● SET PROBLEM:
Locate every line in the material below that has the word "React". Copy each of those lines.

● GIVEN DATA:
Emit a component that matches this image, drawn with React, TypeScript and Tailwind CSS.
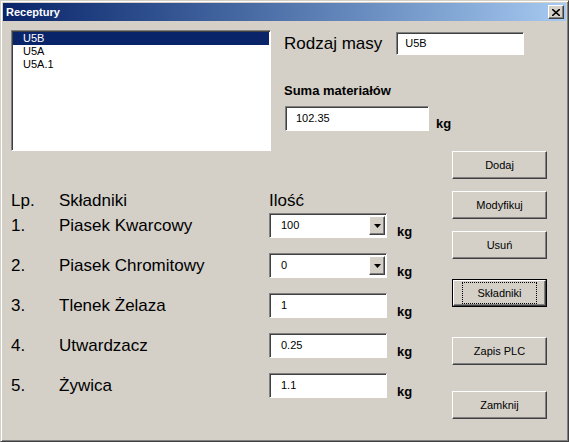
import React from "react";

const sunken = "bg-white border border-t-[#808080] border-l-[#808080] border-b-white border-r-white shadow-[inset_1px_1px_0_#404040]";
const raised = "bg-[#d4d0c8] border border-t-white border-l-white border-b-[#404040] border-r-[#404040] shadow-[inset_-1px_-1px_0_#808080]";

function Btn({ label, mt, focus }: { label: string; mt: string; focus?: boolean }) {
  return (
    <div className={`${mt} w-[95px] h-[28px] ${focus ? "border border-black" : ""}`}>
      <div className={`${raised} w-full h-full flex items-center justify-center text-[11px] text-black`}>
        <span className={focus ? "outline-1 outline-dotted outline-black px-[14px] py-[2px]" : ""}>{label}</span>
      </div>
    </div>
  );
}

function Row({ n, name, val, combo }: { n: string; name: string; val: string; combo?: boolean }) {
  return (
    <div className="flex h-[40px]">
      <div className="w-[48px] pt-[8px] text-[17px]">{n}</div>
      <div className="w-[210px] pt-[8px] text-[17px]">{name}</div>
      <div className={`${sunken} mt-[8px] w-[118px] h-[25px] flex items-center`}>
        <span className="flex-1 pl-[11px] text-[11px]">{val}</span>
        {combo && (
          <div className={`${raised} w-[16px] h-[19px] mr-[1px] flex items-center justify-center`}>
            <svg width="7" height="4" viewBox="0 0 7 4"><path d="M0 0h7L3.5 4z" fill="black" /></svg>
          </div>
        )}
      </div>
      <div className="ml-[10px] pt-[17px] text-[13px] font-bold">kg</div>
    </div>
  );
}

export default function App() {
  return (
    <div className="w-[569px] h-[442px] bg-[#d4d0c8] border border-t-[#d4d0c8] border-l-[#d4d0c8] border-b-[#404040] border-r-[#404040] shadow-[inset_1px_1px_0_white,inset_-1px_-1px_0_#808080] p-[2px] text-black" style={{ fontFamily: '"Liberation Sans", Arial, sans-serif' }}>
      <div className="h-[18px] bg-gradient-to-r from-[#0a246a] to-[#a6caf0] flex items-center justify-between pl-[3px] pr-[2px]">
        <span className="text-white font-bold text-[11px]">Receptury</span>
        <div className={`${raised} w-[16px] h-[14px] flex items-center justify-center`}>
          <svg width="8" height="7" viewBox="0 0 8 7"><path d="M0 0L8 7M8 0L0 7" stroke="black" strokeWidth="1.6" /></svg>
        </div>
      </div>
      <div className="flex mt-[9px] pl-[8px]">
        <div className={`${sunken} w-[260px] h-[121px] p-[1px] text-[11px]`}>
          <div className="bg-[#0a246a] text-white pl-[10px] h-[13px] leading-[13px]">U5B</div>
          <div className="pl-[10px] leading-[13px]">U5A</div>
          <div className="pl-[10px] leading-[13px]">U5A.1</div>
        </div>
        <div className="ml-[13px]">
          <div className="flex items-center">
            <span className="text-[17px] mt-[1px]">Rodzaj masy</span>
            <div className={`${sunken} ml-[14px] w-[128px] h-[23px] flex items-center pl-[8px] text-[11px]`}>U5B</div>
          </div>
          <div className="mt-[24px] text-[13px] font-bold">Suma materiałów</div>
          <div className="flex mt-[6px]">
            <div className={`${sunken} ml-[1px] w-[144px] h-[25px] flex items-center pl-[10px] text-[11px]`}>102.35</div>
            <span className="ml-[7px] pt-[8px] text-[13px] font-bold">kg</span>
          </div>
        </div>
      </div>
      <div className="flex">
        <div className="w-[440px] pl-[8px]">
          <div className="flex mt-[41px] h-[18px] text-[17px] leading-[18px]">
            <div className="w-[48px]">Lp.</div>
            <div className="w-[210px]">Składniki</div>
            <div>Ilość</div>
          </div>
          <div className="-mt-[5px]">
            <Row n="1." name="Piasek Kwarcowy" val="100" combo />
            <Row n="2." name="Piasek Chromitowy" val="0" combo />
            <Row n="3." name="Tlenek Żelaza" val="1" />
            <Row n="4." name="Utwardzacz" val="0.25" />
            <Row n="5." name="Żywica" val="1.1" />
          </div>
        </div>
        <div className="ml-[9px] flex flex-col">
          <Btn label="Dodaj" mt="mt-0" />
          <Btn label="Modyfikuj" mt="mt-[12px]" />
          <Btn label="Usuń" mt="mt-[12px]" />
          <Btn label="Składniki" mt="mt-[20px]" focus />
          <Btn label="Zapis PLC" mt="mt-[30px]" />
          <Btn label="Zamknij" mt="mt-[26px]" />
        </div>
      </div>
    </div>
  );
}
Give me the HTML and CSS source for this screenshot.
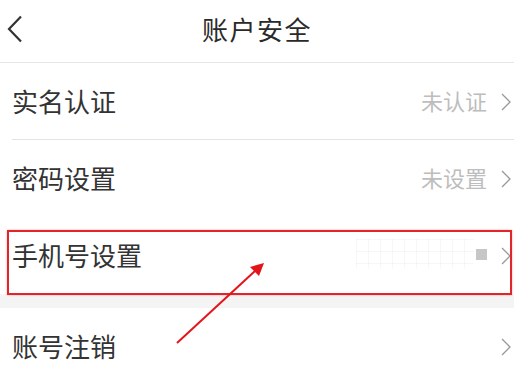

● TASK RESULT:
Emit a component that matches this image, drawn with React, TypeScript and Tailwind CSS.
import React from "react";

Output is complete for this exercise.